With 10 children I have been told “You must have the patience of a saint!” …Yeah, right. I guess I am more patient than most, BUT… I have my days! Patience is a virtue, so on some occasions I definitely will be lacking that one. I’ve been out in the real world (the area encompassing all regions outside of my front door) with babies in my arms crying, a toddler tugging on my pant legs, my son fighting with his sister, another one walking way ahead (evidently not wanting to be a part of this family portrait); and you would see me perfectly calm, correcting and organizing the situation for a successful result. On other days, inside the realm of organized chaos we call “home”; my wife would look at me just a little different and I would snap at her. Yes, I must be a saint!!
Why is this?? Is it because I put the best face on for the paparazzi (the people in the immediate viewing area) when I’m out “there”? Or, is it because I’ve spent myself emotionally controlling all those situations out “there” that I’m so exhausted I lose my patience and the first one I see who I know won’t punch me in the mouth I take it out on? My wife, God bless her, is also a practitioner of this process. I honestly pray for patience each day. Everyone should have seen me when I had my first couple of children. I think they would have had a different opinion. When my wife and I were dating, I was the most patient man on earth. I was also the most agreeable, understanding, great listener, etc. Things changed when the awesome, yet daunting task of fatherhood was placed upon this most willing candidate. But, it was a learning process. It has taken me all of this time to learn patience to its’ fullest. I’m still working on practicing it to its fullest!
The value of patience is un-measureable. Put a patient man up against and inpatient one in a pressure situation and the patient man would have a better ability to achieve success or a resolution. The patient man has a good level of control over himself, where the inpatient one’s limits are much lower, and they tend to get frazzled much easier. The thing I’ve learned over the years is that being patient is a great example to your children as our example is sometimes the best teacher. Being patient can calm the situation down much faster as it tends to spread from person to person and besides patience never hurts feelings.

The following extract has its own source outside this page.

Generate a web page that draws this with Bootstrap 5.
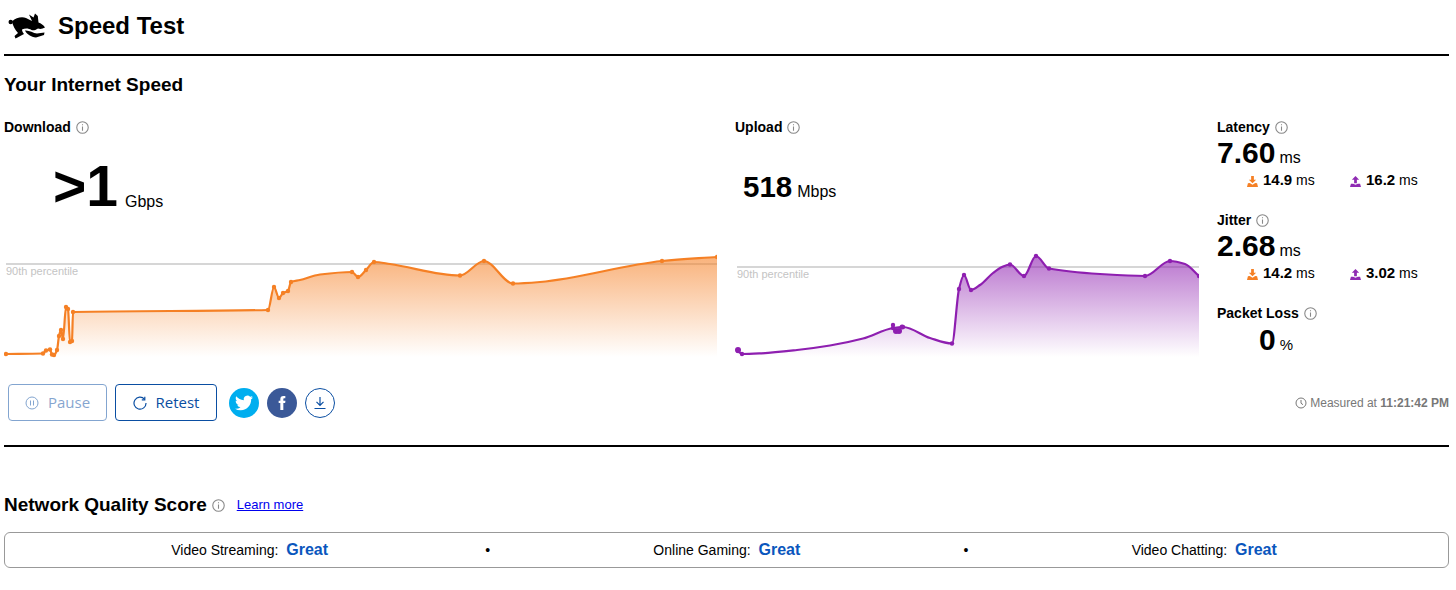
<!DOCTYPE html>
<html lang="en">
<head>
    <meta charset="UTF-8">
    <meta name="viewport" content="width=device-width, initial-scale=1.0">
    <title>Speed Test</title>
    <link href="https://cdn.jsdelivr.net/npm/bootstrap@5.3.0/dist/css/bootstrap.min.css" rel="stylesheet">
    <style>
        body {
            font-family: "Liberation Sans", Arial, sans-serif;
            color: #000;
            background: #fff;
            padding: 0 7px 0 4px;
        }
        .top-bar {
            height: 56px;
            border-bottom: 2px solid #000;
            padding: 0 0 2px 4px;
            gap: 13px;
        }
        .top-bar h1 {
            font-size: 24px;
            font-weight: 700;
            margin: 0;
        }
        .section-title {
            font-size: 19px;
            font-weight: 700;
            margin: 0;
        }
        .speed-title {
            padding-top: 18px;
            height: 64px;
            line-height: 22px;
        }
        .metric-label {
            font-size: 14px;
            font-weight: 700;
            line-height: 15px;
        }
        .info-icon {
            width: 13px;
            height: 13px;
            margin-left: 5px;
            flex-shrink: 0;
        }
        .col-download { width: 713px; margin-right: 18px; }
        .col-upload { width: 464px; margin-right: 18px; }
        .col-stats { width: 228px; }
        .big-number {
            height: 87px;
            padding-left: 49px;
            margin-top: 1px;
        }
        .big-number b { font-size: 57px; line-height: 73px; }
        .big-number span { font-size: 16px; margin-left: 7px; padding-bottom: 9px; }
        .mid-number {
            height: 87px;
            padding-left: 8px;
            margin-top: 1px;
        }
        .mid-number b { font-size: 29.500px; line-height: 73px; }
        .mid-number span { font-size: 16px; margin-left: 5px; padding-bottom: 19px; }
        .chart-box { display: block; width: 100%; height: 136px; }
        .stat-value { line-height: 36px; height: 33px; }
        .stat-value b { font-size: 30px; }
        .stat-value span { font-size: 16px; margin-left: 4px; }
        .stat-sub {
            font-size: 14px;
            line-height: 18px;
            padding-left: 30px;
            height: 45px;
            padding-top: 3px;
        }
        .stat-sub > div:first-child { width: 103px; }
        .stat-sub b { font-size: 15px; }
        .stat-sub svg { width: 11px; height: 11px; margin-right: 5px; }
        .loss-value { padding: 1px 0 0 42px; line-height: 36px; }
        .loss-value b { font-size: 30px; }
        .loss-value span { font-size: 15px; margin-left: 4px; }
        .action-row {
            height: 63px;
            margin-top: 21px;
            padding-left: 4px;
            border-bottom: 2px solid #000;
            padding-bottom: 24px;
        }
        .test-btn {
            font-family: "Open Sans", sans-serif;
            font-size: 15px;
            height: 37px;
            color: #0a4ea2;
            border: 1px solid #0a4ea2;
            border-radius: 4px;
            background: #fff;
            display: flex;
            align-items: center;
            justify-content: center;
            gap: 9px;
            padding: 0;
        }
        .test-btn svg { width: 14px; height: 14px; }
        .btn-pause { width: 99px; opacity: .5; margin-right: 8px; }
        .btn-retest { width: 102px; margin-right: 12px; }
        .round-btn {
            width: 30px;
            height: 30px;
            border-radius: 50%;
            margin-right: 8px;
            display: flex;
            align-items: center;
            justify-content: center;
        }
        .round-twitter { background: #00aeef; }
        .round-facebook { background: #3b5998; }
        .round-save { border: 1px solid #0a4ea2; }
        .measured {
            font-size: 12px;
            color: #777;
            margin-left: auto;
            gap: 3px;
        }
        .measured svg { width: 12px; height: 12px; }
        .score-head {
            margin-top: 45px;
            height: 26px;
        }
        .score-head a { font-size: 13px; color: #00e; margin-left: 12px; }
        .score-head .info-icon { margin-left: 5px; }
        .score-box {
            height: 36px;
            margin-top: 14px;
            padding: 0 8px 0 3px;
            border: 1px solid #999;
            border-radius: 6px;
            font-size: 14px;
        }
        .score-box > div:first-child { margin-right: -6px; }
        .score-box b { font-size: 16px; color: #0a56bd; margin-left: 4px; }
    </style>
</head>
<body>
    <div class="top-bar d-flex align-items-center">
        <svg width="37" height="26" viewBox="0 0 37 26" aria-hidden="true" fill="#000">
            <circle cx="2.700" cy="9" r="2.200"/>
            <path d="M4 8.500C8 4.500 14 3.500 18 5L24 8 21 1.500 25.500 4.500 27 .5 29.800 3 30.500 9.500C33 10.500 35.500 12 37 14.500 34.500 16 32 16.200 30 15.500 27 17.500 25 17.500 23.500 17 20.500 15 17 15 14 16.500 14 18 15 20 16 21L9.500 24.500 7.500 25.500 6.500 23 10 20C7 17 5 13 4 8.500Z"/>
            <path d="M17 17.500C21 17 25 20 29 20.500L36.500 19.500 36 22 28 24.500C23 24 19 21.500 17 17.500Z"/>
        </svg>
        <h1>Speed Test</h1>
    </div>

    <h2 class="section-title speed-title">Your Internet Speed</h2>

    <div class="d-flex">
        <div class="col-download">
            <div class="metric-label d-flex align-items-center">Download
                <svg class="info-icon" viewBox="0 0 12 12"><use href="#icon-info"/></svg>
            </div>
            <div class="big-number d-flex align-items-end"><b>&gt;1</b><span>Gbps</span></div>
            <svg class="chart-box" id="chartDown" viewBox="4 223 713 136" preserveAspectRatio="none"></svg>
        </div>
        <div class="col-upload">
            <div class="metric-label d-flex align-items-center">Upload
                <svg class="info-icon" viewBox="0 0 12 12"><use href="#icon-info"/></svg>
            </div>
            <div class="mid-number d-flex align-items-end"><b>518</b><span>Mbps</span></div>
            <svg class="chart-box" id="chartUp" viewBox="735 223 464 136" preserveAspectRatio="none"></svg>
        </div>
        <div class="col-stats">
            <div class="metric-label d-flex align-items-center">Latency
                <svg class="info-icon" viewBox="0 0 12 12"><use href="#icon-info"/></svg>
            </div>
            <div class="stat-value"><b>7.60</b><span>ms</span></div>
            <div class="stat-sub d-flex">
                <div><svg viewBox="0 0 12 12"><use href="#icon-down"/></svg><b>14.9</b> ms</div>
                <div><svg viewBox="0 0 12 12"><use href="#icon-up"/></svg><b>16.2</b> ms</div>
            </div>
            <div class="metric-label d-flex align-items-center">Jitter
                <svg class="info-icon" viewBox="0 0 12 12"><use href="#icon-info"/></svg>
            </div>
            <div class="stat-value"><b>2.68</b><span>ms</span></div>
            <div class="stat-sub d-flex">
                <div><svg viewBox="0 0 12 12"><use href="#icon-down"/></svg><b>14.2</b> ms</div>
                <div><svg viewBox="0 0 12 12"><use href="#icon-up"/></svg><b>3.02</b> ms</div>
            </div>
            <div class="metric-label d-flex align-items-center">Packet Loss
                <svg class="info-icon" viewBox="0 0 12 12"><use href="#icon-info"/></svg>
            </div>
            <div class="loss-value"><b>0</b><span>%</span></div>
        </div>
    </div>

    <div class="action-row d-flex align-items-center">
        <button class="test-btn btn-pause">
            <svg viewBox="0 0 14 14" fill="none" stroke="currentColor"><circle cx="7" cy="7" r="6"/><path d="M5.500 4.500v5M8.500 4.500v5"/></svg>
            Pause
        </button>
        <button class="test-btn btn-retest">
            <svg viewBox="0 0 14 14" fill="none" stroke="currentColor" stroke-width="1.200"><path d="M11.500 3.200A6 6 0 1 0 13 7"/><path d="M11.800 .8v3h-3"/></svg>
            Retest
        </button>
        <div class="round-btn round-twitter">
            <svg width="18" height="18" viewBox="0 0 24 24"><path fill="#fff" d="M23.953 4.570a10 10 0 0 1-2.825.775 4.958 4.958 0 0 0 2.163-2.723c-.951.555-2.005.959-3.127 1.184a4.920 4.920 0 0 0-8.384 4.482C7.690 8.095 4.067 6.130 1.640 3.162a4.822 4.822 0 0 0-.666 2.475c0 1.710.870 3.213 2.188 4.096a4.904 4.904 0 0 1-2.228-.616v.060a4.923 4.923 0 0 0 3.946 4.827 4.996 4.996 0 0 1-2.212.085 4.936 4.936 0 0 0 4.604 3.417 9.867 9.867 0 0 1-6.102 2.105c-.390 0-.779-.023-1.170-.067a13.995 13.995 0 0 0 7.557 2.209c9.053 0 13.998-7.496 13.998-13.985 0-.210 0-.420-.015-.630A9.935 9.935 0 0 0 24 4.590z"/></svg>
        </div>
        <div class="round-btn round-facebook">
            <svg width="16" height="16" viewBox="0 0 24 24"><path fill="#fff" d="M14 8.500V6.300c0-1 .6-1.300 1.300-1.300H17V1.500h-3c-3 0-4.500 2-4.500 4.500v2.500H7V12h2.500v10.500H14V12h2.700l.5-3.500z"/></svg>
        </div>
        <div class="round-btn round-save">
            <svg width="14" height="14" viewBox="0 0 14 14" fill="none" stroke="#0a4ea2" stroke-width="1.200"><path d="M7 1v8M3.500 5.800 7 9.300l3.500-3.500M1.500 12.500h11"/></svg>
        </div>
        <div class="measured d-flex align-items-center">
            <svg viewBox="0 0 12 12" fill="none" stroke="#777"><circle cx="6" cy="6" r="5"/><path d="M6 3v3.200l2 1.500"/></svg>
            <span>Measured at <b>11:21:42 PM</b></span>
        </div>
    </div>

    <div class="score-head d-flex align-items-center">
        <h2 class="section-title">Network Quality Score</h2>
        <svg class="info-icon" viewBox="0 0 12 12"><use href="#icon-info"/></svg>
        <a href="#">Learn more</a>
    </div>
    <div class="score-box d-flex align-items-center justify-content-evenly">
        <div>Video Streaming: <b>Great</b></div>
        <div>&bull;</div>
        <div>Online Gaming: <b>Great</b></div>
        <div>&bull;</div>
        <div>Video Chatting: <b>Great</b></div>
    </div>

    <svg width="0" height="0" class="position-absolute">
        <defs>
            <g id="icon-info" fill="none" stroke="#888">
                <circle cx="6" cy="6" r="5.300"/>
                <path d="M6 5v4M6 3v1"/>
            </g>
            <g id="icon-down" fill="#f58025">
                <path d="M4.500 0h3v4H10L6 8 2 4h2.500z"/>
                <path d="M1 8 3 7.500 6 9.500 9 7.500 11 8 12 12H0z"/>
            </g>
            <g id="icon-up" fill="#8f2bb3">
                <path d="M6 0l4 4H7.500v4h-3V4H2z"/>
                <path d="M1 8.500h2.500L6 9.500 8.500 8.500H11l1 3.500H0z"/>
            </g>
            <linearGradient id="fadeDown" x1="0" y1="0" x2="0" y2="1">
                <stop offset="0" stop-color="#f58025" stop-opacity=".6"/>
                <stop offset="1" stop-color="#f58025" stop-opacity="0"/>
            </linearGradient>
            <linearGradient id="fadeUp" x1="0" y1="0" x2="0" y2="1">
                <stop offset="0" stop-color="#8e1fb0" stop-opacity=".62"/>
                <stop offset="1" stop-color="#8e1fb0" stop-opacity="0"/>
            </linearGradient>
        </defs>
    </svg>

    <script>
        var downPoints = [[6,354],[43,353.5],[46,350.5],[50,349.5],[52,354.5],[54,355],[57,350],[59,336],[61,330],[63,339],[66,307],[68,309],[70,342],[72,341],[73,312],[268,310],[274,287],[279,298],[283,293],[288,291],[291,282],[300,280],[320,274.5],[352,272],[358,277],[366,270],[374,262],[390,264],[460,275.5],[484,261],[513,283.5],[540,282],[662,261],[717,257]];
        var upPoints = [[738,351],[742,354],[760,353.4],[797,350],[830,345.5],[863,338.5],[893,328],[903,327],[930,338],[952,343.5],[959,289],[964,275],[971,290],[980,285],[993,273],[1002,267],[1010,264.5],[1024,276],[1036,256],[1049,268.5],[1100,274],[1145,276],[1170,261],[1185,264],[1199,276]];
        var dotsDown = [0,1,2,3,4,5,6,7,8,9,10,11,12,13,14,15,16,17,18,19,20,23,24,25,26,28,29,30,32,33];
        var dotsUp = [0,1,6,7,9,10,11,12,16,17,18,19,21,22,24];
        // the samples bunched up at the start and around 11:21:30
        var blobsUp = [[738,350,3],[896,331,3],[899,331,3],[893,325,2.2],[902,327,2.5]];

        // monotone cubic through the samples, dips at the spikes stay sharp
        function smoothPath(pts) {
            var n = pts.length, m = [], d = 'M' + pts[0][0] + ' ' + pts[0][1];
            var slope = function(a, b) { return (b[1] - a[1]) / (b[0] - a[0]); };
            for (var i = 0; i < n; i++) {
                if (i === 0) m[i] = slope(pts[0], pts[1]);
                else if (i === n - 1) m[i] = slope(pts[n - 2], pts[n - 1]);
                else {
                    var s0 = slope(pts[i - 1], pts[i]), s1 = slope(pts[i], pts[i + 1]);
                    m[i] = s0 * s1 <= 0 ? 0 : 2 * s0 * s1 / (s0 + s1);
                }
            }
            for (var j = 0; j < n - 1; j++) {
                var h = (pts[j + 1][0] - pts[j][0]) / 3;
                d += 'C' + (pts[j][0] + h) + ' ' + (pts[j][1] + m[j] * h) + ' ' +
                    (pts[j + 1][0] - h) + ' ' + (pts[j + 1][1] - m[j + 1] * h) + ' ' +
                    pts[j + 1][0] + ' ' + pts[j + 1][1];
            }
            return d;
        }

        function drawChart(id, pts, dots, blobs, color, fill, lineY, x0, x1) {
            var line = smoothPath(pts);
            var last = pts[pts.length - 1][0];
            var html = '<path d="M' + x0 + ' ' + lineY + 'H' + x1 + '" stroke="#c8c8c8" stroke-width="1.500"/>';
            html += '<text x="' + x0 + '" y="' + (lineY + 11) + '" font-size="11" fill="#c4c4c4">90th percentile</text>';
            html += '<path d="' + line + 'L' + last + ' 357L' + pts[0][0] + ' 357Z" fill="url(#' + fill + ')"/>';
            html += '<path d="' + line + '" fill="none" stroke="' + color + '" stroke-width="2.200"/>';
            dots.forEach(function(i) {
                html += '<circle cx="' + pts[i][0] + '" cy="' + pts[i][1] + '" r="2.200" fill="' + color + '"/>';
            });
            blobs.forEach(function(b) {
                html += '<circle cx="' + b[0] + '" cy="' + b[1] + '" r="' + b[2] + '" fill="' + color + '"/>';
            });
            document.getElementById(id).innerHTML = html;
        }

        drawChart('chartDown', downPoints, dotsDown, [], '#f58025', 'fadeDown', 264, 6, 717);
        drawChart('chartUp', upPoints, dotsUp, blobsUp, '#8e1fb0', 'fadeUp', 267, 737, 1199);
    </script>
    <script src="https://cdn.jsdelivr.net/npm/bootstrap@5.3.0/dist/js/bootstrap.bundle.min.js"></script>
</body>
</html>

So, how can we become patient? When we are fully aware of ourselves and how our body reacts to certain inputs, we can find out what triggers our impatience. When we know we are going into a situation or environment we know will trigger inpatient reactions we need to take some safeguards. Bring water, gum, pleasant music, picture or a book that puts us at ease. Take some deep breaths and clear our minds of the input that is causing us discomfort, calming you. Take a minute and splash a little water on your face. In other words seek out and find something that works for you, and keep practicing it. Remember practice makes perfect! Remember, trying to be patient comes down to a choice, so choose to be patient and everyone will be better off! They may even call you a saint!